Re: @msobkow
To me, ECC alone hasn't been enough for real servers for a long time. I remember reading this more than a decade ago regarding HP's "Advanced ECC"
http://service1.pcconnection.com/PDF/AdvMemoryProtection.pdf
The document is so old they reference generation 2 servers, of which I was deploying back in 2004 (2005 at the latest) maybe?
from the pdf
"To improve memory protection beyond standard ECC, HP introduced Advanced ECC technology in 1996. HP and most other server manufacturers continue to use this solution in industry-standard products. Advanced ECC can correct a multi-bit error that occurs within one DRAM chip; thus, it can correct a complete DRAM chip failure. In Advanced ECC with 4-bit (x4) memory devices, each chip contributes four bits of data to the data word. The four bits from each chip are distributed across four ECC devices (one bit per ECC device), so that an error in one chip could produce up to four separate single-bit errors."
I've always wondered how well Advanced ECC does against these attacks.

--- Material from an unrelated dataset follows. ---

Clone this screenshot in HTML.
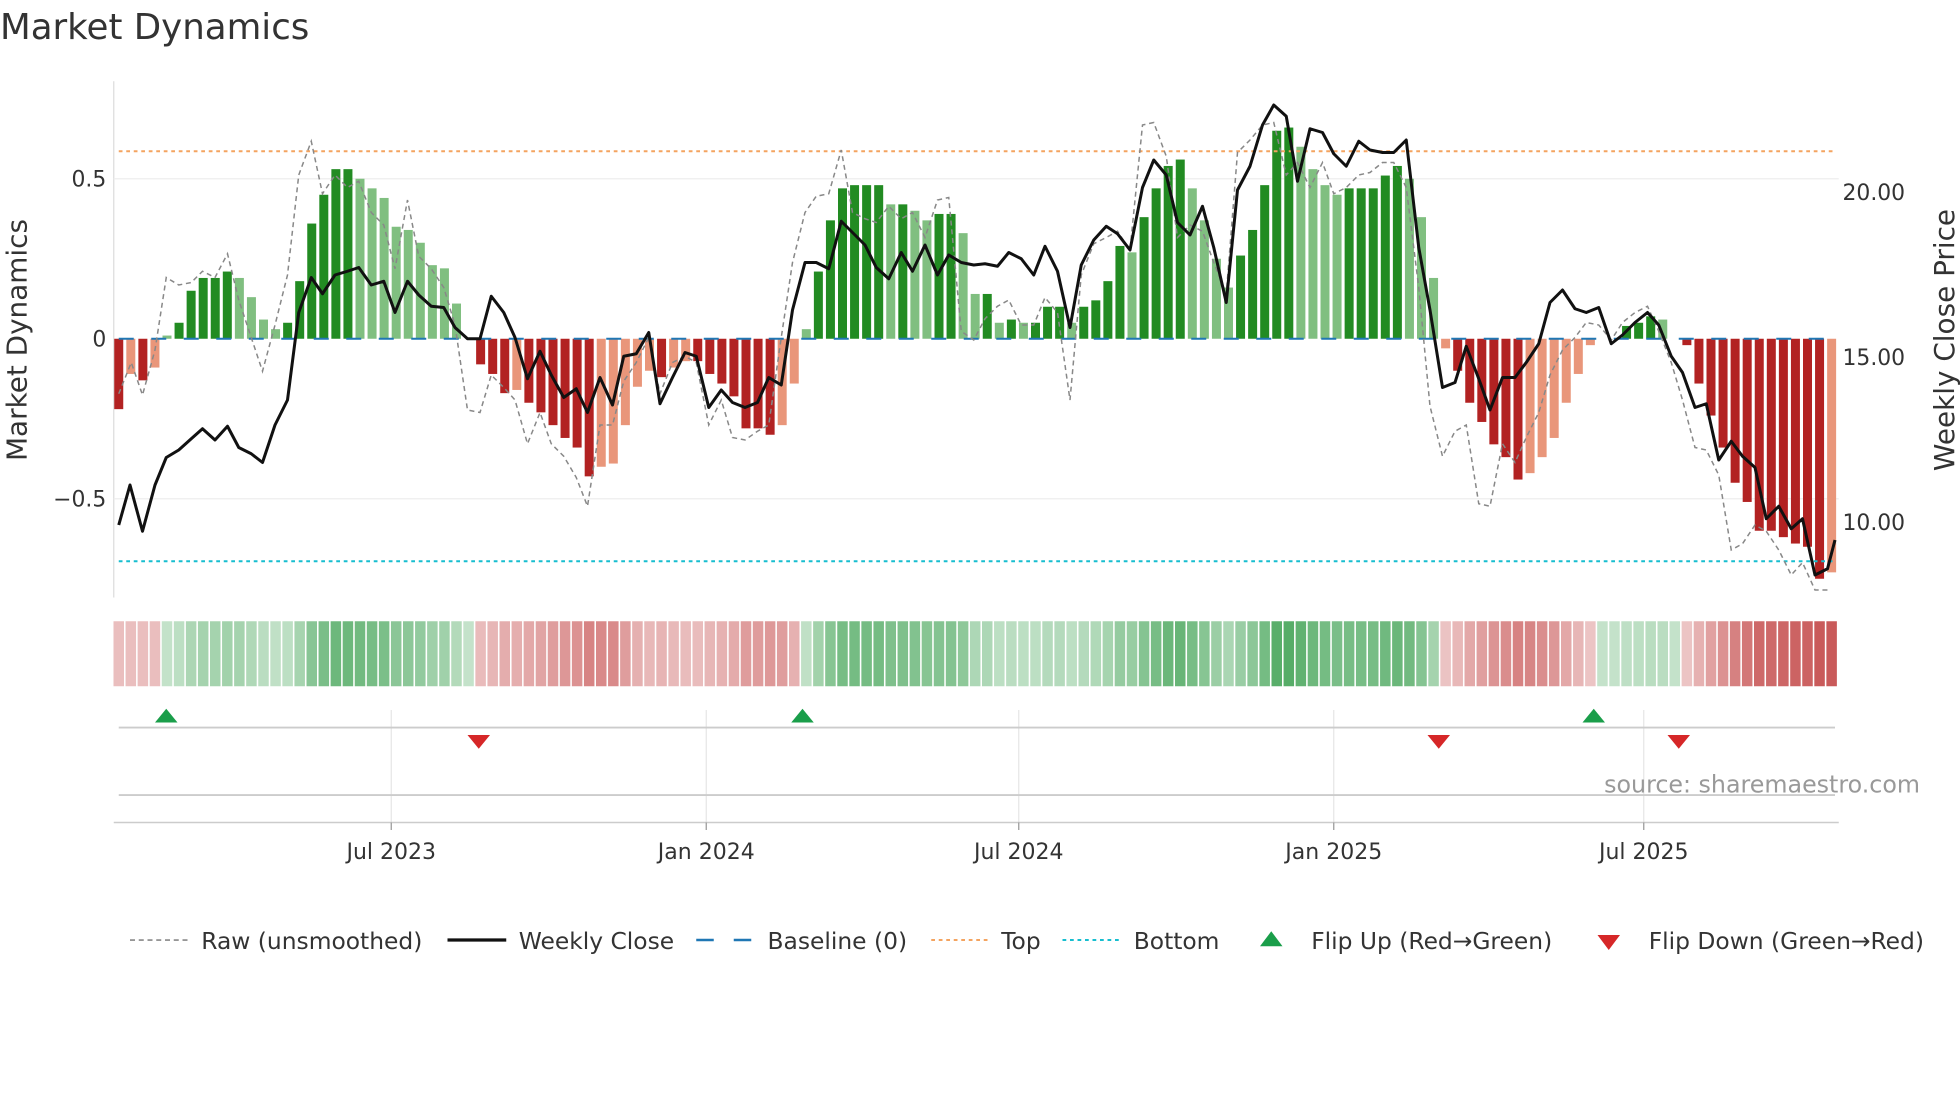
<!DOCTYPE html>
<html><head><meta charset="utf-8"><style>
html,body{margin:0;padding:0;background:#fff;}
svg{display:block;font-family:"DejaVu Sans","Liberation Sans",sans-serif;}
</style></head><body>
<svg id="s" width="1960" height="1102" viewBox="0 0 1568 881.6" xmlns="http://www.w3.org/2000/svg">
<rect width="1568" height="882" fill="#fff"/>
<text x="0" y="31" font-size="28.5" fill="#333">Market Dynamics</text>
<line x1="91" y1="65" x2="91" y2="478" stroke="#ddd" stroke-width="1"/>
<line x1="91" y1="143" x2="1471" y2="143" stroke="#eee" stroke-width="1"/>
<line x1="91" y1="399" x2="1471" y2="399" stroke="#eee" stroke-width="1"/>
<g id="bars"></g>
<line x1="95" y1="121" x2="1466" y2="121" stroke="#f4a460" stroke-width="1.6" stroke-dasharray="3,3"/>
<line x1="95" y1="449" x2="1466" y2="449" stroke="#17becf" stroke-width="1.6" stroke-dasharray="3,3"/>
<line x1="95" y1="271" x2="1466" y2="271" stroke="#1f77b4" stroke-width="1.6" stroke-dasharray="12,14"/>
<polyline id="raw" fill="none" stroke="#888" stroke-width="1.2" stroke-dasharray="4,3"/>
<polyline id="close" fill="none" stroke="#111" stroke-width="2.4" stroke-linejoin="round"/>
<g font-size="17.5" fill="#333">
<text x="85" y="149" text-anchor="end">0.5</text>
<text x="85" y="277" text-anchor="end">0</text>
<text x="85" y="405" text-anchor="end">−0.5</text>
<text x="1474" y="160">20.00</text>
<text x="1474" y="292">15.00</text>
<text x="1474" y="424">10.00</text>
</g>
<text transform="translate(21,272) rotate(-90)" font-size="22.3" fill="#333" text-anchor="middle">Market Dynamics</text>
<text transform="translate(1563,272) rotate(-90)" font-size="22.3" fill="#333" text-anchor="middle">Weekly Close Price</text>
<g id="heat"></g>
<g stroke="#e6e6e6" stroke-width="1">
<line x1="313" y1="568" x2="313" y2="658"/><line x1="565" y1="568" x2="565" y2="658"/>
<line x1="815" y1="568" x2="815" y2="658"/><line x1="1067" y1="568" x2="1067" y2="658"/>
<line x1="1315" y1="568" x2="1315" y2="658"/>
</g>
<line x1="95" y1="582" x2="1468" y2="582" stroke="#ccc" stroke-width="1.5"/>
<line x1="95" y1="636" x2="1468" y2="636" stroke="#ccc" stroke-width="1.5"/>
<line x1="91" y1="658" x2="1471" y2="658" stroke="#ccc" stroke-width="1.2"/>
<g stroke="#999"><line x1="313" y1="658" x2="313" y2="664"/><line x1="565" y1="658" x2="565" y2="664"/><line x1="815" y1="658" x2="815" y2="664"/><line x1="1067" y1="658" x2="1067" y2="664"/><line x1="1315" y1="658" x2="1315" y2="664"/></g>
<g fill="#1a9e4a"><path d="M124,578 L133,567 L142,578Z"/><path d="M633,578 L642,567 L651,578Z"/><path d="M1266,578 L1275,567 L1284,578Z"/></g>
<g fill="#d62728"><path d="M374,588 L383,599 L392,588Z"/><path d="M1142,588 L1151,599 L1160,588Z"/><path d="M1334,588 L1343,599 L1352,588Z"/></g>
<text x="1536" y="634" font-size="19" fill="#999" text-anchor="end">source: sharemaestro.com</text>
<g font-size="17.6" fill="#333" text-anchor="middle">
<text x="313" y="687">Jul 2023</text><text x="565" y="687">Jan 2024</text><text x="815" y="687">Jul 2024</text><text x="1067" y="687">Jan 2025</text><text x="1315" y="687">Jul 2025</text>
</g>
<g font-size="18.7" fill="#333">
<line x1="104" y1="752" x2="150" y2="752" stroke="#888" stroke-width="1.3" stroke-dasharray="4,3"/>
<text x="161" y="759">Raw (unsmoothed)</text>
<line x1="358" y1="752" x2="405" y2="752" stroke="#111" stroke-width="2.6"/>
<text x="415" y="759">Weekly Close</text>
<line x1="557" y1="752" x2="603" y2="752" stroke="#1f77b4" stroke-width="2" stroke-dasharray="14,16"/>
<text x="614" y="759">Baseline (0)</text>
<line x1="745" y1="752" x2="790" y2="752" stroke="#f4a460" stroke-width="1.6" stroke-dasharray="3,3"/>
<text x="801" y="759">Top</text>
<line x1="850" y1="752" x2="896" y2="752" stroke="#17becf" stroke-width="1.6" stroke-dasharray="3,3"/>
<text x="907" y="759">Bottom</text>
<path d="M1008,757 L1017,745 L1026,757Z" fill="#1a9e4a"/>
<text x="1049" y="759">Flip Up (Red→Green)</text>
<path d="M1278,748 L1287,760 L1296,748Z" fill="#d62728"/>
<text x="1319" y="759">Flip Down (Green→Red)</text>
</g>
</svg>
<script>
var V=[-0.22,-0.11,-0.13,-0.09,0.01,0.05,0.15,0.19,0.19,0.21,0.19,0.13,0.06,0.03,0.05,0.18,0.36,0.45,0.53,0.53,0.5,0.47,0.44,0.35,0.34,0.3,0.23,0.22,0.11,0.0,-0.08,-0.11,-0.17,-0.16,-0.2,-0.23,-0.27,-0.31,-0.34,-0.43,-0.4,-0.39,-0.27,-0.15,-0.1,-0.12,-0.09,-0.07,-0.07,-0.11,-0.14,-0.18,-0.28,-0.28,-0.3,-0.27,-0.14,0.03,0.21,0.37,0.47,0.48,0.48,0.48,0.42,0.42,0.4,0.37,0.39,0.39,0.33,0.14,0.14,0.05,0.06,0.05,0.05,0.1,0.1,0.05,0.1,0.12,0.18,0.29,0.27,0.38,0.47,0.54,0.56,0.47,0.37,0.25,0.16,0.26,0.34,0.48,0.65,0.66,0.6,0.53,0.48,0.45,0.47,0.47,0.47,0.51,0.54,0.5,0.38,0.19,-0.03,-0.1,-0.2,-0.26,-0.33,-0.37,-0.44,-0.42,-0.37,-0.31,-0.2,-0.11,-0.02,0,0,0.04,0.05,0.07,0.06,0,-0.02,-0.14,-0.24,-0.34,-0.45,-0.51,-0.6,-0.6,-0.62,-0.64,-0.65,-0.75,-0.73];
var NS="http://www.w3.org/2000/svg",b=document.getElementById('bars'),h=document.getElementById('heat');
function el(t,a,p){var e=document.createElementNS(NS,t);for(var k in a)e.setAttribute(k,a[k]);p.appendChild(e);}
for(var i=0;i<V.length;i++){var v=V[i],x=95+9.65*i,prev=i>0?V[i-1]:v;
 var dark=Math.abs(v)>=Math.abs(prev)-0.005;var c;
 if(v>=0)c=dark?'#228b22':'#80bf80';else c=dark?'#b22222':'#e9967a';
 var y0=271,y1=271-v*256;if(Math.abs(v)>0.004)el('rect',{x:x-3.6,y:Math.min(y0,y1),width:7.2,height:Math.abs(y1-y0),fill:c},b);
 var a=0.3+Math.min(Math.abs(v),0.7)*0.85;var hc=v>=0?'rgba(60,160,80,'+a+')':'rgba(195,70,70,'+a+')';
 if(i<4)hc='rgba(195,70,70,0.35)';
 el('rect',{x:x-4.2,y:497,width:8.4,height:52,fill:hc},h);}
document.getElementById('close').setAttribute('points',"95,420 104,388 114,425 124,388 133,366 143,360 153,351 162,343 172,352 182,341 191,358 201,363 210,370 220,340 230,320 239,250 249,222 258,235 268,220 278,217 287,214 297,228 307,225 316,250 326,225 335,236 345,245 355,246 364,262 374,271 384,271 393,237 403,250 412,270 422,303 432,281 441,300 451,318 461,311 470,330 480,302 490,324 499,285 509,283 519,266 528,323 538,302 548,282 557,285 567,326 577,312 586,322 596,326 606,322 615,302 625,308 634,248 644,210 653,210 663,215 673,177 682,186 692,196 701,214 711,223 721,202 730,217 740,196 750,220 759,204 769,210 779,212 788,211 798,213 807,202 817,207 827,220 836,197 846,217 856,262 865,212 875,192 885,181 894,187 904,200 914,150 923,128 933,140 942,178 952,188 962,165 971,198 981,242 990,152 1000,133 1010,100 1019,84 1029,93 1038,145 1048,103 1058,106 1067,123 1077,133 1087,113 1096,120 1106,122 1115,122 1125,112 1135,198 1144,248 1154,310 1164,306 1173,277 1183,303 1192,328 1202,302 1212,302 1221,290 1231,275 1240,242 1250,232 1260,247 1269,250 1279,246 1289,275 1298,268 1308,258 1318,250 1327,260 1337,285 1346,298 1356,326 1365,323 1375,368 1385,353 1394,365 1404,374 1413,415 1423,405 1433,423 1442,415 1452,460 1462,455 1468,432");
document.getElementById('raw').setAttribute('points',"95,315 105,290 114,316 124,280 133,222 143,228 153,226 162,217 172,222 182,203 191,240 201,270 210,297 220,260 230,220 239,140 249,113 258,155 268,140 278,150 287,145 297,170 307,180 316,215 326,160 335,205 345,215 355,230 364,260 374,328 384,330 393,300 403,310 412,320 422,355 432,330 441,355 451,365 461,382 470,405 480,340 490,340 499,305 509,290 519,270 528,315 538,290 548,285 557,290 567,340 577,320 586,350 596,352 606,345 615,340 625,270 634,210 644,170 653,157 663,155 673,120 682,170 692,175 701,178 711,165 721,175 730,170 740,190 750,160 759,158 769,265 779,272 788,255 798,245 807,240 817,260 827,260 836,238 846,250 856,320 865,220 875,195 885,190 894,185 904,200 914,100 923,98 933,125 942,190 952,180 962,185 971,210 981,235 990,122 1000,112 1010,100 1019,98 1029,140 1038,130 1048,150 1058,130 1067,155 1077,150 1087,140 1096,138 1106,130 1115,130 1125,150 1135,230 1144,325 1154,365 1164,345 1173,340 1183,403 1192,405 1202,355 1212,370 1221,350 1231,330 1240,300 1250,280 1260,270 1269,258 1279,260 1289,272 1298,258 1308,250 1318,245 1327,265 1337,290 1346,320 1356,358 1365,360 1375,380 1385,440 1394,435 1404,420 1413,425 1423,440 1433,460 1442,450 1452,472 1462,472");
</script>
</body></html>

I have read ECC alone is enough to defeat them as they stand today, but have not noticed if Advanced ECC has any further benefit beyond regular ECC in this security scenario.
IBM has/had a similar technology called ChipKill:
https://en.wikipedia.org/wiki/Chipkill
(update)
Came across a PDF linked in above article from HP:
http://ftp.ext.hp.com//pub/c-products/servers/options/Memory-Config-Recommendations-for-Intel-Xeon-5500-Series-Servers-Rev1.pdf
Which puts things into plainer english
"Note that Advanced ECC is equivalent to 4-bit ChipKill. Lockstep gets us to 8-bit ChipKill. ChipKill just indicates that an entire DRAM chip can die and the server will keep running.
Negatives of Lock Step Mode:
- You have to leave one of the three memory channels on each processor un-populated, so you cut your available number of DIMM slots by 1/3.
- Performance is measurably slower than normal Advanced ECC mode.
- You can only isolate uncorrectable memory errors to a pair of DIMMs (instead of down to a single DIMM)."
I do remember turning on "Advanced ECC" in a Dell server(was happy to see the option appear in the bios at the time this was back in 2010 I think), however was sad to see when it disabled a bunch of the dimm slots, I assume for fault tolerance. HP has a similar option called something like "Online spare memory" where some banks are kept in reserve(on my 384GB systems it lowered addressable memory to 320GB). I don't know any info on Dell's implementation if it was just online spare memory and they called it Advanced ECC or if it was some other approach. And perhaps they have improved it a bunch in the past decade. (update) I am guessing Dell's "Advanced ECC" was Intel Lockstep.
I have been quite surprised that others haven't come up with similar technology (thinking Supermicro and other smaller players). Or perhaps they have and I'm just not aware of it.